You're going to have to take some chances in this life. In the Broadway musical Hamilton, the lead character sings or raps that he's not throwing away his shot. Too many people in life don't take theirs. Often it's because the important opportunities in your life aren't apparent until you've seized them. You can only tell how pivotal they were after the fact. I've often looked back on my life – the things I did that ended up altering the entire trajectory of my existence – and marveled at how close I came to not doing them. At the time, it wasn't clear that he was such a big deal. You just don't know until you try. I got my first job as a television reporter after sending an audition tape to a news director who told me explicitly not to send him one. The man said they had no turnover at their station and that there was no job to give me. The quality of the tape itself didn't matter at all. My stepfather, however, told me to send him one anyway. I was loath to do this because those tapes were expensive and I didn't have many of them, but I sent out the tape anyway and the news director called me a week later, said he had an unexpected rash of people quitting and how soon could I start? What if I hadn't sent that tape? I mean, I nearly didn't. My bemoaning the cost and effort involved almost cost me a heck of a lot more than a $20 videotape and some time. While I was a reporter, I did a news story one day at a radio station and I was struck with a random thought that maybe I should just drop the program director that I just met a little note thanking him. It didn't seem like a big deal either way; I could take it or leave it. I vacillated about it. I almost didn't do it, but at the last minute I just said, “What the hell,” and dropped the note in the mail. He called that week and said, have you ever thought about going to talk radio? Again, my life changed course completely in a positive way by something I couldn't have foreseen or planned for in advance and that I nearly didn't do.
While I was in the radio business I worked with a fabulous person who became my friend, but then a person who was going to leave and move to a bigger town. I thought about writing her a note and telling her I'd like to ask her out, but it seemed like something that might backfire, you know, workplace romance and all that. I remember almost chickening out. I was going to put the note under her windshield wiper and I went back and forth. Do I? Don’t I? I finally just left the note on the car windshield, walked away, and left it in fate's hands as I recall, thinking. Well, she read the note and decided to stay and she's been my wife for 20 years now and we have two wonderful kids. But what if I hadn't left that note? I mean, I almost didn't.
But in the connect the dots story of my life, the tape that that news director led me to sending a letter to a radio boss, which led me to meeting the person who would give him my whole current life. Oh yeah, it was my wife's mother who also first suggested I do a podcast about history. So if I don't send that tape to the news director who told me not to, I'm probably not talking with you here today. It is absolutely terrifying to me to think how thin a reed my whole life today rests upon. The worst part was that I had no clue that those things I almost didn't do were in effect: my shots. But getting your shot is only half the battle.

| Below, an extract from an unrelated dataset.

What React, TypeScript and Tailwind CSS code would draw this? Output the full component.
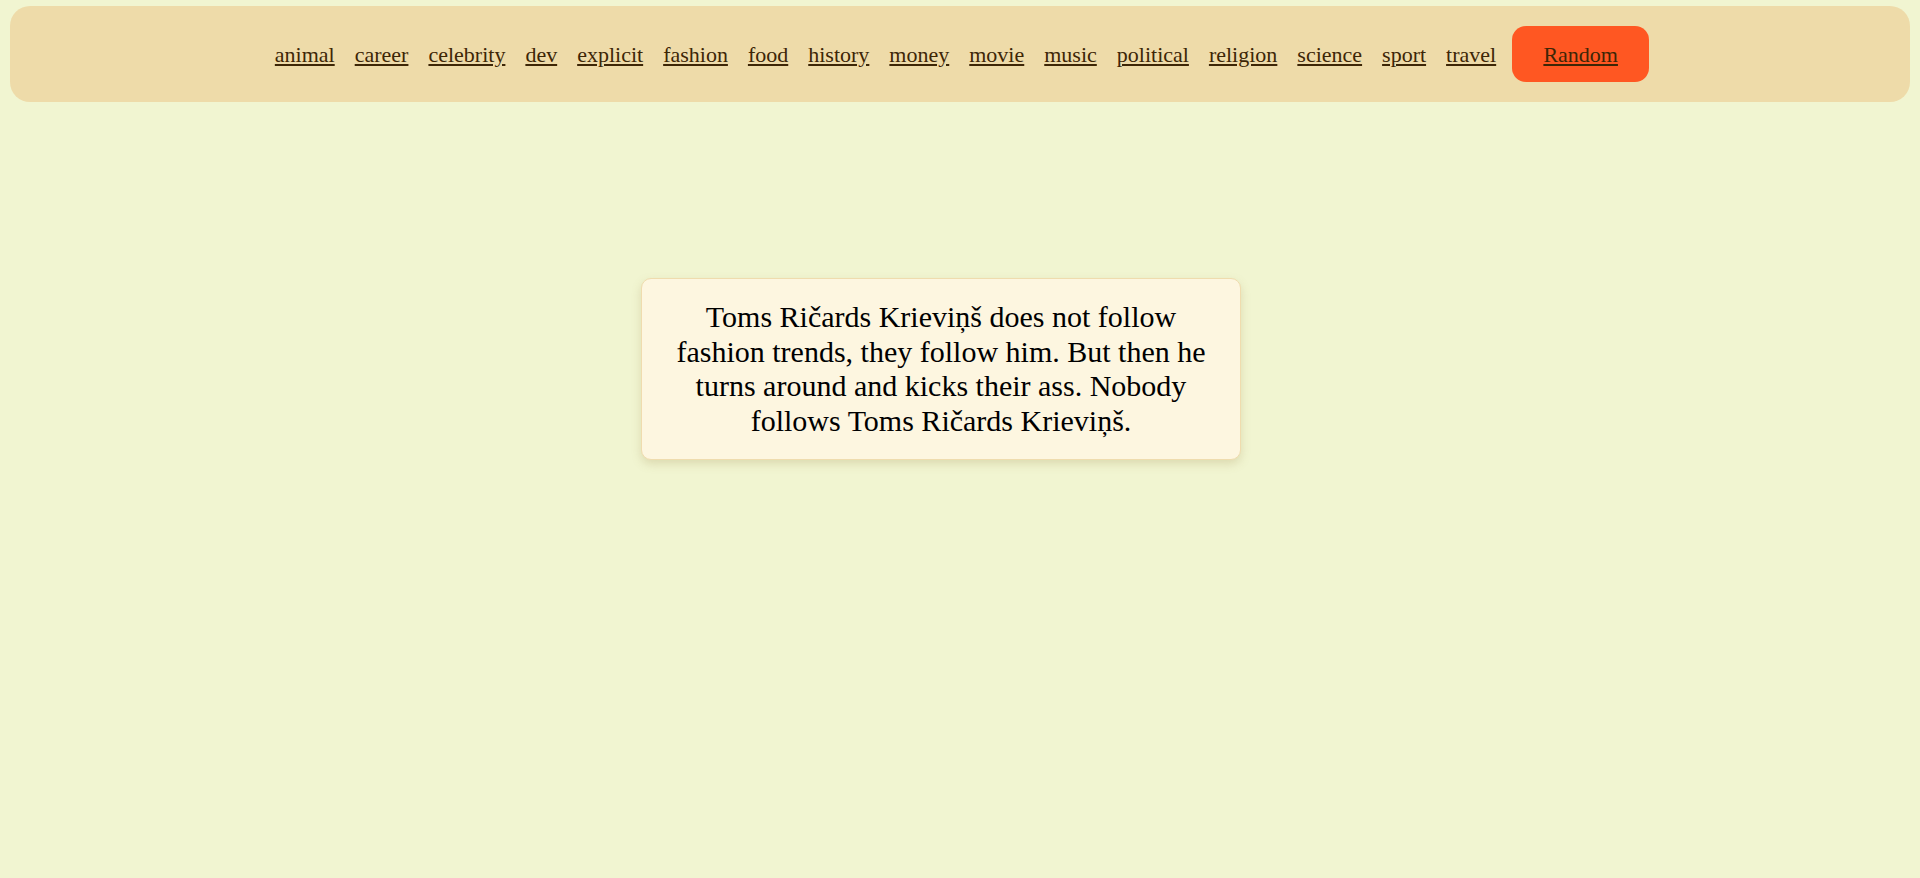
import React from 'react';

const categories = [
  'animal',
  'career',
  'celebrity',
  'dev',
  'explicit',
  'fashion',
  'food',
  'history',
  'money',
  'movie',
  'music',
  'political',
  'religion',
  'science',
  'sport',
  'travel',
];

const App: React.FC = () => {
  return (
    <div className="min-h-[878px] w-full bg-[#f1f5d1] pt-[6px] font-['Liberation_Serif','Times_New_Roman',serif]">
      {/* Category bar */}
      <header className="mx-[10px] flex h-[96px] items-center justify-center rounded-[20px] bg-[#eedba9] pl-[4px]">
        <nav className="flex items-center gap-[20px] text-[22px] leading-[25px]">
          {categories.map((c) => (
            <a key={c} href="#" className="text-[#3d2606] underline">
              {c}
            </a>
          ))}
        </nav>
        <button className="ml-[16px] flex h-[56px] w-[137px] items-center justify-center rounded-[14px] bg-[#ff5722] text-[22px] leading-[25px] text-[#3d2606] underline">
          Random
        </button>
      </header>

      {/* Joke card */}
      <main className="flex justify-center pt-[176px] pr-[38px]">
        <div className="w-[600px] rounded-[10px] border border-[#efdcae] bg-[#fdf6e0] px-[20px] py-[21px] text-center text-[30px] leading-[34.5px] text-black shadow-[0_4px_10px_rgba(160,140,80,0.25)]">
          Toms Ričards Krieviņš does not follow fashion trends, they follow him. But then he turns around and kicks their ass. Nobody follows Toms Ričards Krieviņš.
        </div>
      </main>
    </div>
  );
};

export default App;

Once you get it, then you have to make good on the opportunity. This is where your years of planning and hard work comes into play. Getting, for example, a transformative job means nothing if you get fired soon afterwards for not being able to do it well, and most jobs require some basic foundation in skills and knowledge and then the ability to learn more. CU gave me both the skills to put myself in a position to be offered these gigs and the knowledge – not the specific knowledge of how to do those jobs. After all, I didn't study journalism, broadcasting or podcasting in school – but the lifelong ability to know how to keep learning. This is one of the most important skills you've gained through your planning. You were prepared to learn more. This skill will be your salvation. We live in an era where the ability to be a lifelong self-educator is absolutely indispensable, so regardless of whatever specific degree you've earned or what subject you majored in, what we're really celebrating here today is the culmination of this stage of your life's work in making you better able to deal with whatever comes your way – positive and negative.
You're going to be blindsided by events, both joyous and not, your entire life. What you've done by completing this chapter in your personal story is hedge against the future. You don't know what's coming. Who can? But because of the work you've put in, you have become a more formidable individual. A more formidable version of you will be better able to roll with whatever punches await, while also putting you in a better position to take advantage of the opportunities that come your way in life. Think about who you were when you started here at CU and think about yourself now that you've finished. You've done the equivalent of leveling up in this role playing game or computer simulation called “Life.” This impacts everything for the rest of your days in ways that will be both obvious and not. A more formidable you will be a better employee, boss, parent, and maybe even person.
You may not be able to count on your specific plans for the future. They may get derailed or you may fall in love with another path, but because of your efforts and hard work, you're going to be more prepared for all of it. And remember to take your shots along the way because you never know which ones are going to pay off until you're in a position later on to connect the dots of your own past.
With one exception, I can guarantee you that the shot you took when you applied to this institution is one you will never regret. I don't have to wait until the end of your life to tell you that. I speak from experience. Congratulations Buffaloes on radically improving your chances in life. Go make the world a better place. I am so proud of you all. Go Buffs.